Since I was young, I’ve always wanted to be a chronicler of life. As a young teenager, I made intermittent attempts to write a diary; those fitting attempts were unsuccessful because of my feeble ability to write. Keen observations were badly transformed into words, and thoughts were mostly unformed. The words did not come out right, and the act of writing was awkward and clumsy. But they did not diminish the first awakening of the desire to write and chronicle my life and observations. A good seed once planted will find its path of growth and seek light.
I began keeping a journal in earnest only when I was a sophomore at the University of Utah, USA. How I landed in Utah, an unusual place for a Malaysian or Singaporean student to go even today, is an interesting story and a favourable twist of fate by itself. Many of these entries are suggestions and suggestive of answers to the vicissitudes and challenges of life as they have presented to me as a participant, actor, spectator, observer and recorder of life, starting from when I was a child.

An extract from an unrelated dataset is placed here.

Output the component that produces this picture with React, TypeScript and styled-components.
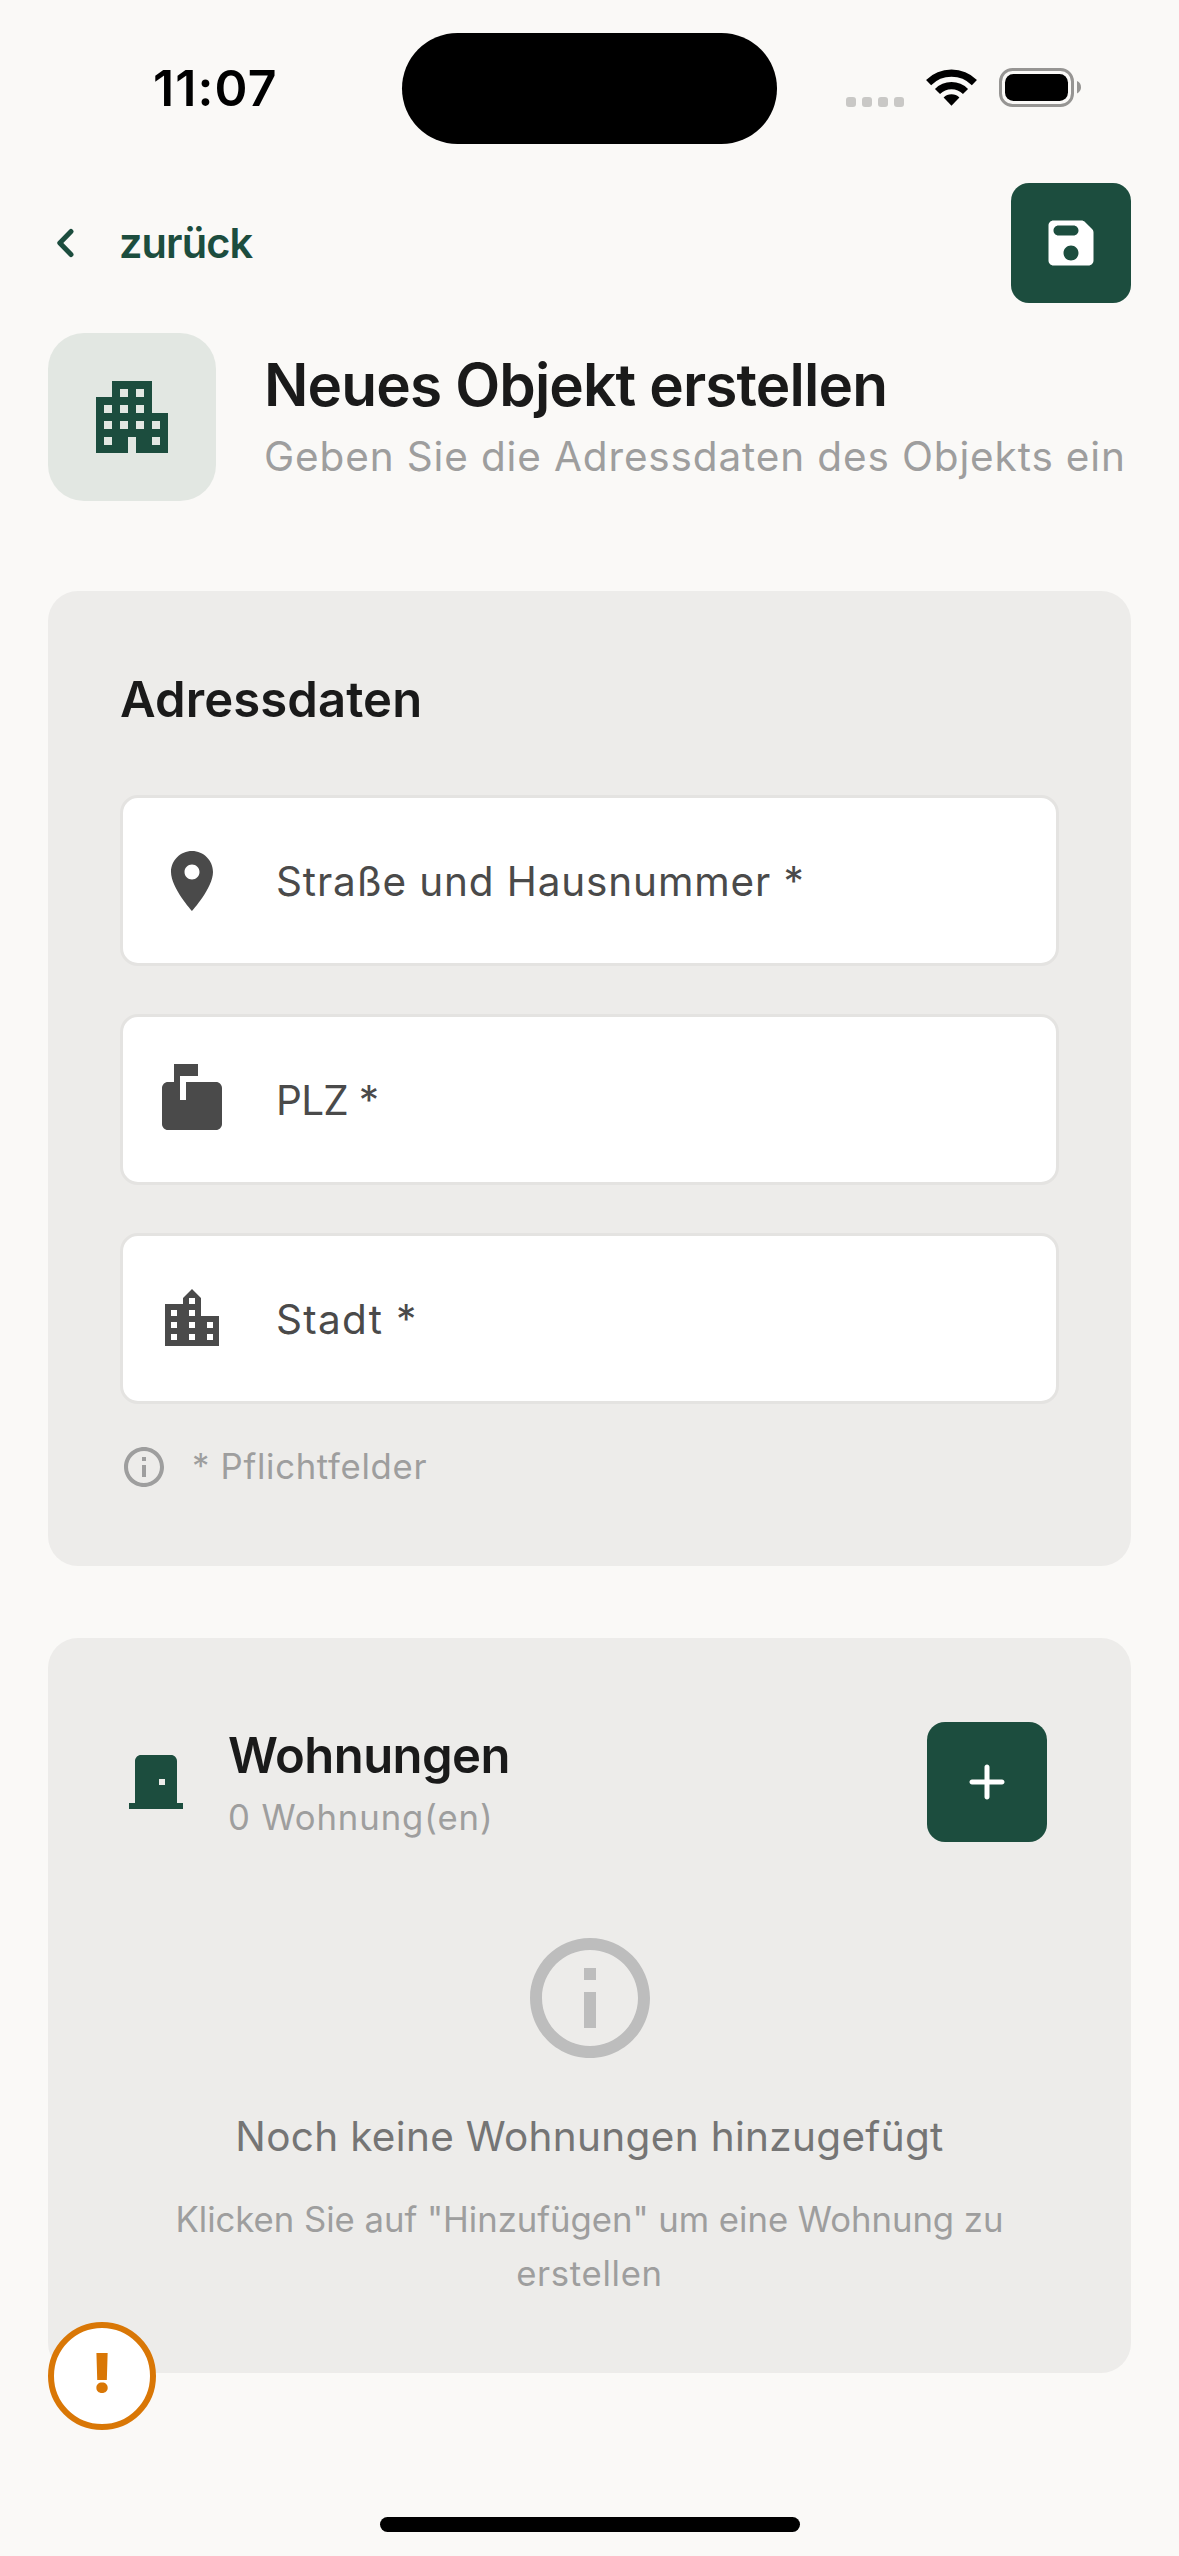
import React from 'react';
import styled, { createGlobalStyle } from 'styled-components';

const color = {
  page: '#faf9f7',
  card: '#edecea',
  green: '#1c4d3e',
  tint: '#e2e7e2',
  ink: '#1a1a1a',
  field: '#4a4a4a',
  fieldBorder: '#e4e3e1',
  muted: '#9e9e9e',
  body: '#757575',
  faint: '#bdbdbd',
  warning: '#d97706',
};

const GlobalStyle = createGlobalStyle`
  * { box-sizing: border-box; }
  body { margin: 0; background: ${color.page}; font-family: Inter, "Liberation Sans", sans-serif; font-weight: 400; }
  h1, h2, p { margin: 0; }
  button { border: 0; padding: 0; font: inherit; }
  svg { display: block; flex: none; }
`;

const Screen = styled.div`
  position: relative;
  width: 1179px;
  height: 2556px;
  background: ${color.page};
  overflow: hidden;
`;

const StatusBar = styled.div`
  display: grid;
  grid-template-columns: 402px 375px 1fr;
  align-items: center;
  height: 177px;
`;

const Clock = styled.div`
  padding: 0 0 2px 153px;
  font-size: 50px;
  font-weight: 600;
  letter-spacing: 1.1px;
  line-height: 60px;
  color: #000;
`;

const Island = styled.div`
  height: 111px;
  border-radius: 56px;
  background: #000;
`;

const StatusIcons = styled.div`
  display: flex;
  align-items: center;
  padding-left: 69px;
`;

const SignalDots = styled.div`
  display: flex;
  gap: 6px;
  margin: 26px 22px 0 0;
`;

const Dot = styled.span`
  width: 10px;
  height: 10px;
  border-radius: 3px;
  background: #c9c8c6;
`;

const WifiSlot = styled.div`
  margin: 0 22px 2px 0;
`;

const BatterySlot = styled.div`
  margin-bottom: 2px;
`;

const Content = styled.main`
  display: flex;
  flex-direction: column;
  padding: 6px 48px 0;
`;

const TopBar = styled.div`
  display: flex;
  justify-content: space-between;
  align-items: center;
  height: 120px;
`;

const BackButton = styled.button`
  display: flex;
  align-items: center;
  gap: 41px;
  padding-left: 6px;
  background: none;
  color: ${color.green};
`;

const BackLabel = styled.span`
  font-size: 41.5px;
  font-weight: 600;
  letter-spacing: -0.9px;
  line-height: 60px;
`;

const SquareButton = styled.button`
  display: flex;
  align-items: center;
  justify-content: center;
  width: 120px;
  height: 120px;
  border-radius: 18px;
  background: ${color.green};
  color: #fff;
`;

const Hero = styled.header`
  display: flex;
  align-items: center;
  gap: 48px;
  margin-top: 30px;
`;

const HeroIcon = styled.div`
  display: flex;
  align-items: center;
  justify-content: center;
  flex: none;
  width: 168px;
  height: 168px;
  border-radius: 36px;
  background: ${color.tint};
  color: ${color.green};
`;

const HeroTitle = styled.h1`
  margin-bottom: 1px;
  font-size: 58.5px;
  font-weight: 600;
  letter-spacing: -0.86px;
  line-height: 78px;
  white-space: nowrap;
  color: ${color.ink};
`;

const HeroText = styled.p`
  font-size: 40.5px;
  letter-spacing: 0.86px;
  line-height: 63px;
  white-space: nowrap;
  color: ${color.muted};
`;

const Card = styled.section<{ $top: number; $height: number }>`
  display: flex;
  flex-direction: column;
  height: ${p => p.$height}px;
  margin-top: ${p => p.$top}px;
  padding: 72px;
  border-radius: 30px;
  background: ${color.card};
`;

const CardTitle = styled.h2<{ $line: number; $spacing: number }>`
  font-size: 49px;
  font-weight: 600;
  letter-spacing: ${p => p.$spacing}px;
  line-height: ${p => p.$line}px;
  color: ${color.ink};
`;

const Fields = styled.div`
  display: flex;
  flex-direction: column;
  gap: 48px;
  margin-top: 58px;
`;

const Field = styled.div`
  display: flex;
  align-items: center;
  gap: 48px;
  height: 171px;
  padding-left: 33px;
  border: 3px solid ${color.fieldBorder};
  border-radius: 18px;
  background: #fff;
  color: ${color.field};
`;

const FieldLabel = styled.span<{ $spacing: number }>`
  padding-top: 2px;
  font-size: 40.5px;
  letter-spacing: ${p => p.$spacing}px;
  line-height: 60px;
`;

const Note = styled.div`
  display: flex;
  align-items: center;
  gap: 24px;
  height: 48px;
  margin-top: 39px;
  color: ${color.muted};
`;

const SmallText = styled.span<{ $spacing: number }>`
  font-size: 34.7px;
  letter-spacing: ${p => p.$spacing}px;
  line-height: 54px;
  white-space: nowrap;
  color: ${color.muted};
`;

const NoteText = styled(SmallText)`
  padding-bottom: 2px;
`;

const UnitsHeader = styled.div`
  display: flex;
  align-items: center;
  height: 144px;
  padding-right: 12px;
  color: ${color.green};
`;

const UnitsHeading = styled.div`
  display: flex;
  flex: 1;
  flex-direction: column;
  padding: 2px 0 0 36px;
`;

const EmptyState = styled.div`
  display: flex;
  flex-direction: column;
  align-items: center;
  padding-top: 72px;
  color: ${color.faint};
`;

const EmptyTitle = styled.p`
  margin: 35px 0 24px;
  font-size: 40.5px;
  letter-spacing: 0.32px;
  line-height: 63px;
  white-space: nowrap;
  color: ${color.body};
`;

const WarningBadge = styled.div`
  position: absolute;
  left: 48px;
  top: 2322px;
  display: flex;
  justify-content: center;
  width: 108px;
  height: 108px;
  border: 6px solid ${color.warning};
  border-radius: 50%;
  background: #fff;
  font-size: 54px;
  font-weight: 900;
  line-height: 89px;
  color: ${color.warning};
`;

const HomeIndicator = styled.div`
  position: absolute;
  left: 380px;
  top: 2517px;
  width: 420px;
  height: 15px;
  border-radius: 8px;
  background: #000;
`;

const paths = {
  apartment:
    'M17 11V3H7v4H3v14h8v-4h2v4h8V11h-4zM7 19H5v-2h2v2zm0-4H5v-2h2v2zm0-4H5V9h2v2zm4 4H9v-2h2v2zm0-4H9V9h2v2zm0-4H9V5h2v2zm4 8h-2v-2h2v2zm0-4h-2V9h2v2zm0-4h-2V5h2v2zm4 12h-2v-2h2v2zm0-4h-2v-2h2v2z',
  save:
    'M17.59 3.59c-.38-.38-.89-.59-1.42-.59H5c-1.11 0-2 .9-2 2v14c0 1.1.9 2 2 2h14c1.1 0 2-.9 2-2V7.83c0-.53-.21-1.04-.59-1.41l-2.82-2.83zM12 19c-1.66 0-3-1.34-3-3s1.34-3 3-3 3 1.34 3 3-1.34 3-3 3zm1-10H7c-1.1 0-2-.9-2-2s.9-2 2-2h6c1.1 0 2 .9 2 2s-.9 2-2 2z',
  pin:
    'M12 2C8.13 2 5 5.13 5 9c0 5.25 7 13 7 13s7-7.75 7-13c0-3.87-3.13-7-7-7zm0 9.5c-1.38 0-2.5-1.12-2.5-2.5s1.12-2.5 2.5-2.5 2.5 1.12 2.5 2.5-1.12 2.5-2.5 2.5z',
  mailbox:
    'M20 6H10v6H8V4h6V0H6v6H4c-1.1 0-2 .9-2 2v12c0 1.1.9 2 2 2h16c1.1 0 2-.9 2-2V8c0-1.1-.9-2-2-2z',
  city:
    'M15 11V5l-3-3-3 3v2H3v14h18V11h-6zm-8 8H5v-2h2v2zm0-4H5v-2h2v2zm0-4H5V9h2v2zm6 8h-2v-2h2v2zm0-4h-2v-2h2v2zm0-4h-2V9h2v2zm0-4h-2V5h2v2zm6 12h-2v-2h2v2zm0-4h-2v-2h2v2z',
  info:
    'M11 7h2v2h-2zm0 4h2v6h-2zm1-9C6.48 2 2 6.48 2 12s4.48 10 10 10 10-4.48 10-10S17.52 2 12 2zm0 18c-4.41 0-8-3.59-8-8s3.59-8 8-8 8 3.59 8 8-3.59 8-8 8z',
  door: 'M19 19V5c0-1.1-.9-2-2-2H7c-1.1 0-2 .9-2 2v14H3v2h18v-2h-2zm-4-6h-2v-2h2v2z',
  plus:
    'M18 13h-5v5c0 .55-.45 1-1 1s-1-.45-1-1v-5H6c-.55 0-1-.45-1-1s.45-1 1-1h5V6c0-.55.45-1 1-1s1 .45 1 1v5h5c.55 0 1 .45 1 1s-.45 1-1 1z',
};

function Icon({ name, size }: { name: keyof typeof paths; size: number }) {
  return (
    <svg width={size} height={size} viewBox="0 0 24 24" fill="currentColor" aria-hidden="true">
      <path d={paths[name]} />
    </svg>
  );
}

const fields: { icon: keyof typeof paths; label: string; spacing: number }[] = [
  { icon: 'pin', label: 'Straße und Hausnummer *', spacing: 0.86 },
  { icon: 'mailbox', label: 'PLZ *', spacing: -0.7 },
  { icon: 'city', label: 'Stadt *', spacing: 1.3 },
];

export default function App() {
  return (
    <Screen>
      <GlobalStyle />
      <StatusBar>
        <Clock>11:07</Clock>
        <Island />
        <StatusIcons>
          <SignalDots>
            <Dot />
            <Dot />
            <Dot />
            <Dot />
          </SignalDots>
          <WifiSlot>
            <svg width="51" height="37" viewBox="0 0 50 37">
              <g fill="none" stroke="#000" strokeWidth="7.2">
                <path d="M2.1 13.6A32.4 32.4 0 0 1 47.9 13.6" />
                <path d="M11 22.5A19.8 19.8 0 0 1 39 22.5" />
              </g>
              <path d="M25 36.8L17.1 28.6A11.2 11.2 0 0 1 32.9 28.6Z" />
            </svg>
          </WifiSlot>
          <BatterySlot>
            <svg width="83" height="39" viewBox="0 0 83 39">
              <rect x="1.5" y="1.5" width="72" height="36" rx="12" fill="none" stroke="#969593" strokeWidth="3" />
              <rect x="6" y="6" width="63" height="27" rx="8.5" />
              <path d="M78 13C80.8 14.2 82 16.6 82 19.2S80.8 24.2 78 25.4Z" fill="#969593" />
            </svg>
          </BatterySlot>
        </StatusIcons>
      </StatusBar>

      <Content>
        <TopBar>
          <BackButton>
            <svg width="24" height="36" viewBox="0 0 24 36">
              <path
                d="M17 6.5L5.8 18L17 29.5"
                fill="none"
                stroke="currentColor"
                strokeWidth="5"
                strokeLinecap="round"
                strokeLinejoin="round"
              />
            </svg>
            <BackLabel>zurück</BackLabel>
          </BackButton>
          <SquareButton aria-label="Speichern">
            <Icon name="save" size={60} />
          </SquareButton>
        </TopBar>

        <Hero>
          <HeroIcon>
            <Icon name="apartment" size={96} />
          </HeroIcon>
          <div>
            <HeroTitle>Neues Objekt erstellen</HeroTitle>
            <HeroText>Geben Sie die Adressdaten des Objekts ein</HeroText>
          </div>
        </Hero>

        <Card $top={90} $height={975}>
          <CardTitle $line={74} $spacing={0.1}>
            Adressdaten
          </CardTitle>
          <Fields>
            {fields.map(f => (
              <Field key={f.label}>
                <Icon name={f.icon} size={72} />
                <FieldLabel $spacing={f.spacing}>{f.label}</FieldLabel>
              </Field>
            ))}
          </Fields>
          <Note>
            <Icon name="info" size={48} />
            <NoteText $spacing={0.7}>* Pflichtfelder</NoteText>
          </Note>
        </Card>

        <Card $top={72} $height={735}>
          <UnitsHeader>
            <Icon name="door" size={72} />
            <UnitsHeading>
              <CardTitle $line={68} $spacing={-0.55}>
                Wohnungen
              </CardTitle>
              <SmallText $spacing={0.9}>0 Wohnung(en)</SmallText>
            </UnitsHeading>
            <SquareButton aria-label="Wohnung anlegen">
              <Icon name="plus" size={60} />
            </SquareButton>
          </UnitsHeader>
          <EmptyState>
            <Icon name="info" size={144} />
            <EmptyTitle>Noch keine Wohnungen hinzugefügt</EmptyTitle>
            <SmallText $spacing={-0.03}>Klicken Sie auf "Hinzufügen" um eine Wohnung zu</SmallText>
            <SmallText $spacing={0.7}>erstellen</SmallText>
          </EmptyState>
        </Card>
      </Content>

      <WarningBadge>!</WarningBadge>
      <HomeIndicator />
    </Screen>
  );
}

From the first entry that dated back to 1981 through to-date, there are thousands of entries, spanning more than 15 notebooks. Some are light-hearted and ironic; others are serious and even penetrative and peppered with unexpected insights, observations and some humour. Some are questions whose answers remain unknown; others, the answers are contained in the questions and some pointed to the answers directly, metaphorically or in broad frameworks. Some of the entries were informed by life’s variety of experiences, a balanced spirituality and keen observations and insightful perception of what makes the world tick. In my journal, I do not hesitate to venture out. I set no limitations. Sometimes, the answer or the suggestion to the answer of a question has been found in an area only tangentially related.
From an original 162 topics, I have selected 15 and from each topic, I have selected a further 15 entries. Life, in all its richness, complexities and diversities, of course, cannot be covered in 15 topics. The 15 topics and the individual entries selected are, to me, the more relevant and quotidian existential aspects of life.